The Adventures of Huckleberry Finn
-Mark Twain-
Mark Twain (real name Samuel Langhorne Clemens) was born on the Missouri frontier and spent his childhood here. He was forced to quit school at the age of 12 in order to earn his living. He wrote his first article at 15, and his first short story was published when he was 16. In 1857 he started down the Mississippi toward New Orleans as an apprentice steamboat pilot. The people he met and the scenes he viewed during these four years on the Mississippi furnished characters and situations for his later writings.
His first successful literary exploit was a short story: The Celebrated Jumping Frog of Calaveras County, which brought him national attention.
The Adventures of Huckleberry Finn, a sequel to Tom Sawyer in the picaresque vein of the latter, being a keener realistic portrayal of regional character and frontier experience on the Mississippi.
It is the story of a flight down the Mississippi of a white boy (Huck) and of a runaway slave (Jim). Really astonishing is the variety of its farce and character.
The Adventures of Huckleberry Finn is one of the supreme masterpiece of American literature - a work which reaches out beyond the limitations of time and touches what is most human in the readers of any age or country.

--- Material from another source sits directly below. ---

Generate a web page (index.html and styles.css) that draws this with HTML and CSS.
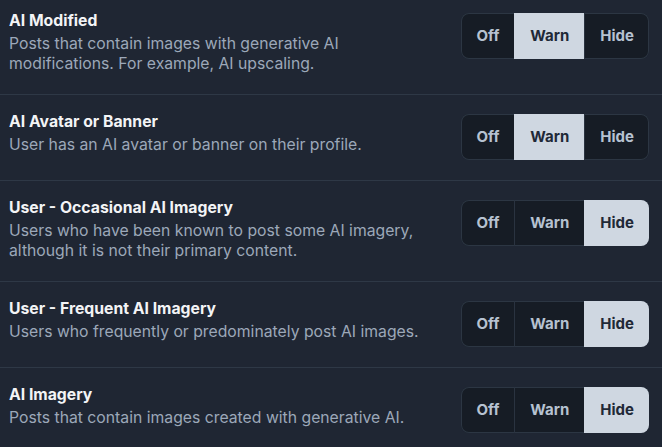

Huck’s character is so morally sensitive that he must undergo a moral testing and development. And Huck becomes a heroic character when, urged on by affection, he discards the moral code he has always taken for granted and resolves to help Jim in his escape from slavery. The intensity of his struggle over the act suggests how deeply he is involved in the society which he rejects.
Huck means by “right” for a Negro to be a slave; if a Negro runs away, every white man has the duty to stop him and take back to his master to be punished. By “wrong”, Huck means helping a Negro to escape slavery. The theme of the fragment represents Huck’s inner struggle between his prejudices and his humane feelings.